RESPONSE OF THE OFFICE OF INTERNATIONAL CORPORATE FINANCE

DIVISION OF CORPORATION FINANCE


Re: Corimon C.A. S.A.C.A.

Incoming Letter dated March 12, 1993


Based on the facts presented, it is the Divisions view that a described Exchange Offeree which exchanges Restricted GDSs for registered ADSs issued pursuant to the Exchange Offer ("Exchange Securities") may resell the Exchange Securities without compliance with the registration and prospectus delivery provisions of the Securities Act of 1933, provided that the Exchange Offeree acquires the Exchange Securities in the ordinary course of its business and is not participating in the distribution of the Exchange Securities.

Because this position is based on the representations made to the Division in your letter, it should be noted that any different facts or conditions might require a different conclusion.

Sincerely,


Richard M. Kosnik

Chief

SEC_CODE_REF_0090001192884

1Financial information in this letter has been derived from financial statements prepared in accordance with generally accepted accounting principles in Venezuela. Comparisons in this letter between Venezuelan bolivars and U.S. dollars are made for income statement data at the average exchange rate for the fiscal year and for balance sheet data at the exchange rate prevailing at the balance sheet date.

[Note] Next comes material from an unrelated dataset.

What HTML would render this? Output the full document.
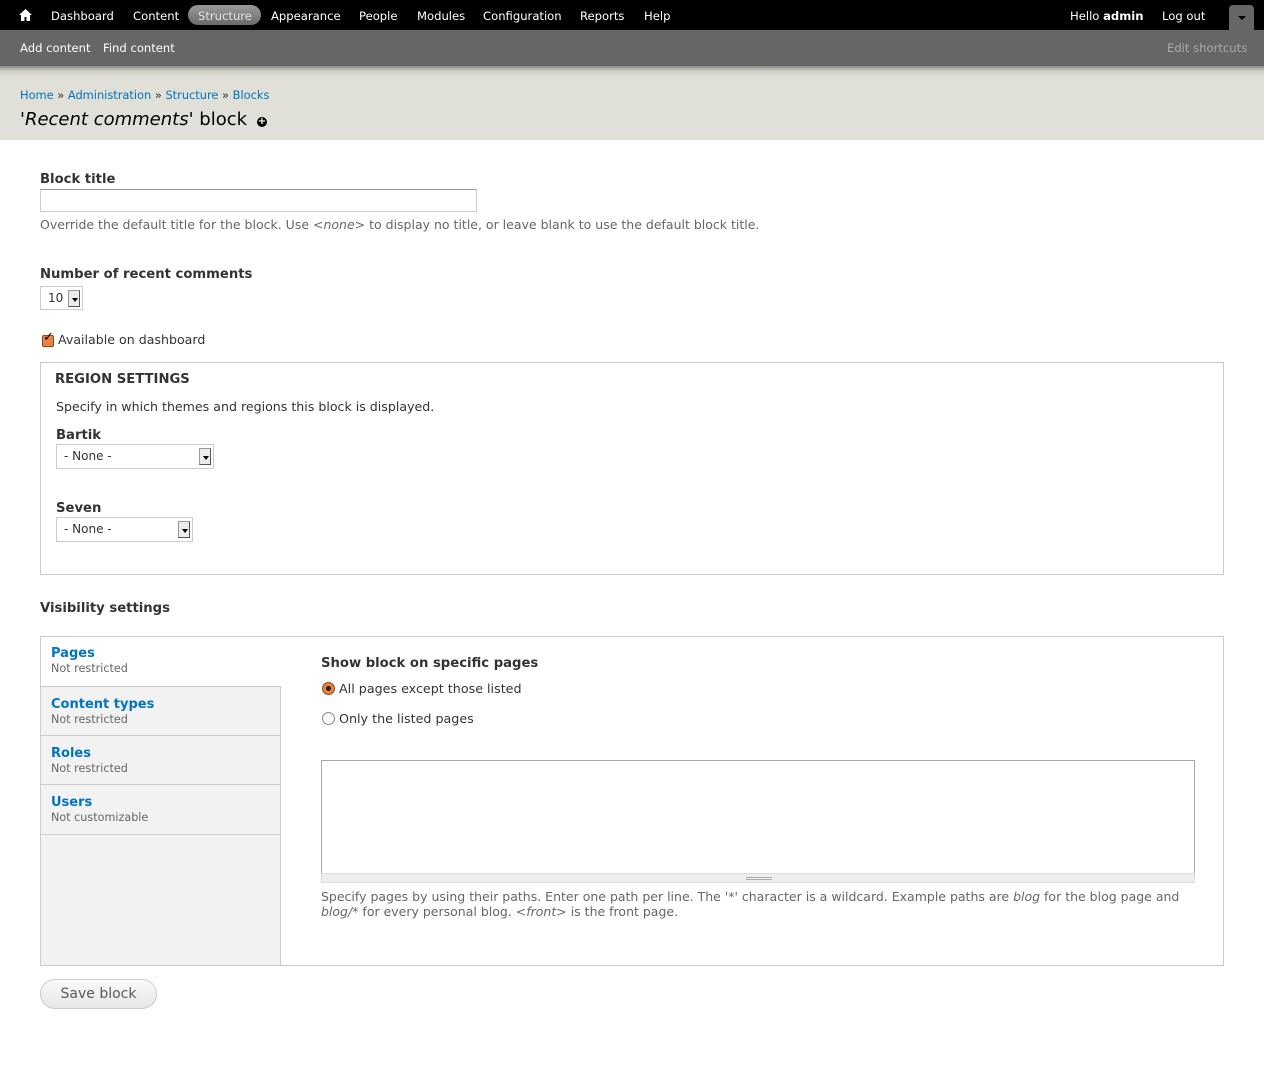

2These shares are held in the estate of Miguel Neumann and, upon completion of probate proceedings, will be distributed to his wife, daughter and minor son.

3The Polar Group is represented on the Board of Directors of the Company by Mr. Eduardo Borberg. Hans Neumann is the former Chairman of the Board and currently serves as Chairman Emeritus. Philipe Erard, the President and Chief Executive Officer of the Company, is the son-in-law of Lotar Neumann.

4In order to facilitate the mechanics of the Exchange Offer, the Company replaced Citibank, N.A. as depositary under the GDS Deposit Agreement with Morgan Guaranty Trust Company of New York, the depositary under the ADS Deposit Agreement.